Skip the pictures. Repeat everything else in the records word for word.

Records with interface code
◇ ◇ ◇
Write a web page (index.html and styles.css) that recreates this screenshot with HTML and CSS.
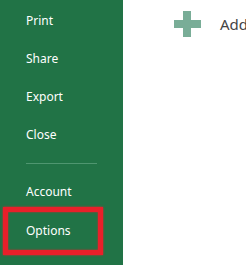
FILE: index.html
```html
<!DOCTYPE html>
<html lang="en">
<head>
    <meta charset="UTF-8">
    <title>Options</title>
    <link rel="stylesheet" href="styles.css">
</head>
<body>
<div id="backstage">
    <ul id="nav">
        <li>Print</li>
        <li>Share</li>
        <li>Export</li>
        <li>Close</li>
        <li class="divider"></li>
        <li>Account</li>
        <li class="marked">Options</li>
    </ul>
    <div id="content">
        <div class="add">
            <svg class="plus" width="27" height="26" viewBox="0 0 27 26">
                <rect x="9" y="0" width="8" height="26" fill="#79ad97"/>
                <rect x="0" y="9" width="27" height="8" fill="#79ad97"/>
            </svg>
            <span>Add</span>
        </div>
    </div>
</div>
</body>
</html>
```

FILE: styles.css
```css
* {
    margin: 0;
    padding: 0;
}

ul, ol {
    list-style: none;
}

body {
    font-family: "Noto Sans", "Open Sans", sans-serif;
    background: #fff;
}

#backstage {
    display: flex;
    width: 246px;
    height: 265px;
    overflow: hidden;
}

#nav {
    width: 123px;
    flex-shrink: 0;
    background: #217346;
    padding-top: 2px;
}

#nav li {
    height: 38px;
    line-height: 38px;
    padding-left: 26px;
    font-size: 12px;
    color: #ffffff;
}

#nav .divider {
    height: 1px;
    margin: 9px 26px 9px 26px;
    padding: 0;
    width: 71px;
    background: #4f9670;
}

#nav .marked {
    margin: -4px 0 0 3px;
    width: 72px;
    height: 38px;
    padding: 0 0 0 18px;
    border: 5px solid #e8202a;
    box-shadow: 0 0 2px #e8202a, inset 0 0 2px #e8202a;
}

#content {
    flex: 1;
    padding: 11px 0 0 51px;
}

.add {
    display: flex;
    align-items: center;
    gap: 19px;
    white-space: nowrap;
}

.add span {
    font-size: 15px;
    color: #444444;
}
```
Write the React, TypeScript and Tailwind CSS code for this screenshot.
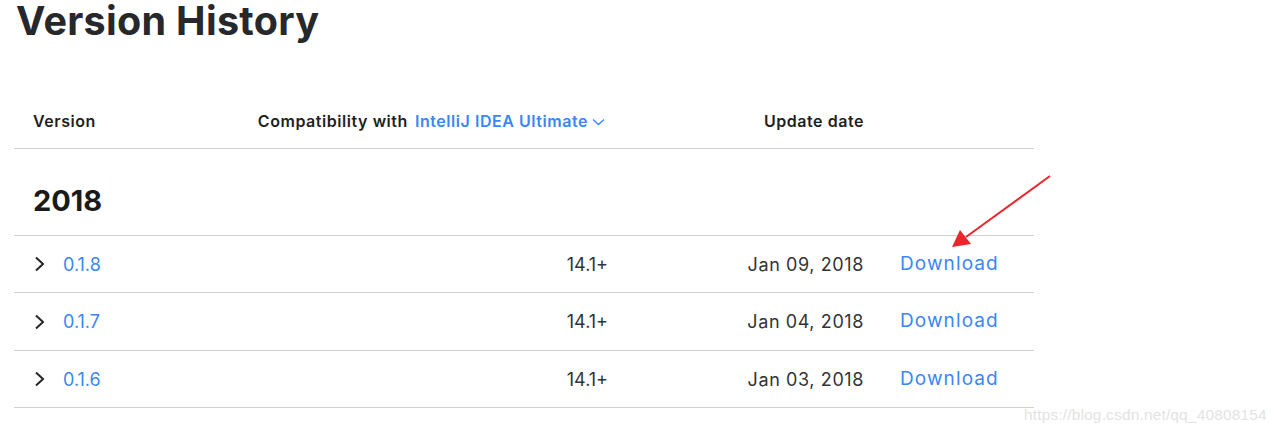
const rows = [
  { version: '0.1.8', compat: '14.1+', date: 'Jan 09, 2018' },
  { version: '0.1.7', compat: '14.1+', date: 'Jan 04, 2018' },
  { version: '0.1.6', compat: '14.1+', date: 'Jan 03, 2018' },
]

function ChevronRight() {
  return (
    <svg width="14" height="18" viewBox="0 0 14 18" fill="none" className="text-[#262626]">
      <path d="M3 2.5 L10 9 L3 15.5" stroke="currentColor" strokeWidth="2" />
    </svg>
  )
}

function ChevronDown() {
  return (
    <svg width="13" height="8" viewBox="0 0 13 8" fill="none" className="ml-[4px] mt-[2px]">
      <path d="M1 1.5 L6.5 6.5 L12 1.5" stroke="#3b86f7" strokeWidth="1.3" />
    </svg>
  )
}

export default function App() {
  return (
    <div className="relative w-[1276px] h-[432px] overflow-hidden bg-white text-[#262626]" style={{ fontFamily: 'Inter, "Open Sans", sans-serif' }}>
      {/* Title */}
      <div className="h-[62px] pl-[16px]">
        <h1 className="text-[39.5px] leading-[42px] font-bold tracking-[0.3px] text-[#27282c]">Version History</h1>
      </div>

      <div className="ml-[14px] w-[1020px]">
        {/* Header */}
        <div className="grid grid-cols-[243px_351px_256px_1fr] pt-[50px] pb-[18px] border-b border-[#d0d0d0] text-[16px] leading-[18px] font-semibold tracking-[0.55px] text-[#1f1f1f]">
          <div className="pl-[19px]">Version</div>
          <div className="flex items-center justify-end pr-[3px]">
            <span>Compatibility with</span>
            <span className="ml-[7px] text-[#3b86f7]">IntelliJ IDEA Ultimate</span>
            <ChevronDown />
          </div>
          <div className="text-right">Update date</div>
          <div />
        </div>

        {/* Year */}
        <div className="pt-[38px] pb-[20px] pl-[19px] border-b border-[#d0d0d0]">
          <div className="text-[29px] leading-[28px] font-bold text-[#1a1a1a]">2018</div>
        </div>

        {rows.map((r, i) => (
          <div
            key={r.version}
            className={`grid grid-cols-[243px_351px_256px_1fr] items-center border-b border-[#d0d0d0] text-[18px] ${i === 1 ? 'h-[58px]' : 'h-[57px]'}`}
          >
            <div className="flex items-center pl-[19px]">
              <ChevronRight />
              <span className="ml-[16px] text-[#3b86f7]">{r.version}</span>
            </div>
            <div className="text-right text-[#333]">{r.compat}</div>
            <div className="text-right text-[#333] tracking-[0.6px]">{r.date}</div>
            <div className="pl-[36px] text-[19px] tracking-[1.1px] text-[#3b86f7]">Download</div>
          </div>
        ))}
      </div>

      {/* Annotation arrow */}
      <svg className="absolute left-0 top-0 pointer-events-none" width="1276" height="432">
        <line x1="1050" y1="176" x2="966" y2="237" stroke="#e8262b" strokeWidth="2" />
        <polygon points="952,247 960,230 971,244" fill="#e8262b" />
      </svg>

      {/* Watermark */}
      <div className="absolute left-[1024px] top-[403px] text-[15.5px] tracking-[0.15px] text-[#e3e3e3]" style={{ fontFamily: '"Liberation Sans", Arial, sans-serif' }}>
        https://blog.csdn.net/qq_40808154
      </div>
    </div>
  )
}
◇ ◇ ◇
**Solution to this task:**
Write a web page (index.html and styles.css) that recreates this screenshot with HTML and CSS.
FILE: index.html
```html
<!DOCTYPE html>
<html lang="en">
<head>
    <meta charset="UTF-8">
    <title>Options</title>
    <link rel="stylesheet" href="styles.css">
</head>
<body>
<div id="backstage">
    <ul id="nav">
        <li>Print</li>
        <li>Share</li>
        <li>Export</li>
        <li>Close</li>
        <li class="divider"></li>
        <li>Account</li>
        <li class="marked">Options</li>
    </ul>
    <div id="content">
        <div class="add">
            <svg class="plus" width="27" height="26" viewBox="0 0 27 26">
                <rect x="9" y="0" width="8" height="26" fill="#79ad97"/>
                <rect x="0" y="9" width="27" height="8" fill="#79ad97"/>
            </svg>
            <span>Add</span>
        </div>
    </div>
</div>
</body>
</html>
```

FILE: styles.css
```css
* {
    margin: 0;
    padding: 0;
}

ul, ol {
    list-style: none;
}

body {
    font-family: "Noto Sans", "Open Sans", sans-serif;
    background: #fff;
}

#backstage {
    display: flex;
    width: 246px;
    height: 265px;
    overflow: hidden;
}

#nav {
    width: 123px;
    flex-shrink: 0;
    background: #217346;
    padding-top: 2px;
}

#nav li {
    height: 38px;
    line-height: 38px;
    padding-left: 26px;
    font-size: 12px;
    color: #ffffff;
}

#nav .divider {
    height: 1px;
    margin: 9px 26px 9px 26px;
    padding: 0;
    width: 71px;
    background: #4f9670;
}

#nav .marked {
    margin: -4px 0 0 3px;
    width: 72px;
    height: 38px;
    padding: 0 0 0 18px;
    border: 5px solid #e8202a;
    box-shadow: 0 0 2px #e8202a, inset 0 0 2px #e8202a;
}

#content {
    flex: 1;
    padding: 11px 0 0 51px;
}

.add {
    display: flex;
    align-items: center;
    gap: 19px;
    white-space: nowrap;
}

.add span {
    font-size: 15px;
    color: #444444;
}
```
Write the React, TypeScript and Tailwind CSS code for this screenshot.
const rows = [
  { version: '0.1.8', compat: '14.1+', date: 'Jan 09, 2018' },
  { version: '0.1.7', compat: '14.1+', date: 'Jan 04, 2018' },
  { version: '0.1.6', compat: '14.1+', date: 'Jan 03, 2018' },
]

function ChevronRight() {
  return (
    <svg width="14" height="18" viewBox="0 0 14 18" fill="none" className="text-[#262626]">
      <path d="M3 2.5 L10 9 L3 15.5" stroke="currentColor" strokeWidth="2" />
    </svg>
  )
}

function ChevronDown() {
  return (
    <svg width="13" height="8" viewBox="0 0 13 8" fill="none" className="ml-[4px] mt-[2px]">
      <path d="M1 1.5 L6.5 6.5 L12 1.5" stroke="#3b86f7" strokeWidth="1.3" />
    </svg>
  )
}

export default function App() {
  return (
    <div className="relative w-[1276px] h-[432px] overflow-hidden bg-white text-[#262626]" style={{ fontFamily: 'Inter, "Open Sans", sans-serif' }}>
      {/* Title */}
      <div className="h-[62px] pl-[16px]">
        <h1 className="text-[39.5px] leading-[42px] font-bold tracking-[0.3px] text-[#27282c]">Version History</h1>
      </div>

      <div className="ml-[14px] w-[1020px]">
        {/* Header */}
        <div className="grid grid-cols-[243px_351px_256px_1fr] pt-[50px] pb-[18px] border-b border-[#d0d0d0] text-[16px] leading-[18px] font-semibold tracking-[0.55px] text-[#1f1f1f]">
          <div className="pl-[19px]">Version</div>
          <div className="flex items-center justify-end pr-[3px]">
            <span>Compatibility with</span>
            <span className="ml-[7px] text-[#3b86f7]">IntelliJ IDEA Ultimate</span>
            <ChevronDown />
          </div>
          <div className="text-right">Update date</div>
          <div />
        </div>

        {/* Year */}
        <div className="pt-[38px] pb-[20px] pl-[19px] border-b border-[#d0d0d0]">
          <div className="text-[29px] leading-[28px] font-bold text-[#1a1a1a]">2018</div>
        </div>

        {rows.map((r, i) => (
          <div
            key={r.version}
            className={`grid grid-cols-[243px_351px_256px_1fr] items-center border-b border-[#d0d0d0] text-[18px] ${i === 1 ? 'h-[58px]' : 'h-[57px]'}`}
          >
            <div className="flex items-center pl-[19px]">
              <ChevronRight />
              <span className="ml-[16px] text-[#3b86f7]">{r.version}</span>
            </div>
            <div className="text-right text-[#333]">{r.compat}</div>
            <div className="text-right text-[#333] tracking-[0.6px]">{r.date}</div>
            <div className="pl-[36px] text-[19px] tracking-[1.1px] text-[#3b86f7]">Download</div>
          </div>
        ))}
      </div>

      {/* Annotation arrow */}
      <svg className="absolute left-0 top-0 pointer-events-none" width="1276" height="432">
        <line x1="1050" y1="176" x2="966" y2="237" stroke="#e8262b" strokeWidth="2" />
        <polygon points="952,247 960,230 971,244" fill="#e8262b" />
      </svg>

      {/* Watermark */}
      <div className="absolute left-[1024px] top-[403px] text-[15.5px] tracking-[0.15px] text-[#e3e3e3]" style={{ fontFamily: '"Liberation Sans", Arial, sans-serif' }}>
        https://blog.csdn.net/qq_40808154
      </div>
    </div>
  )
}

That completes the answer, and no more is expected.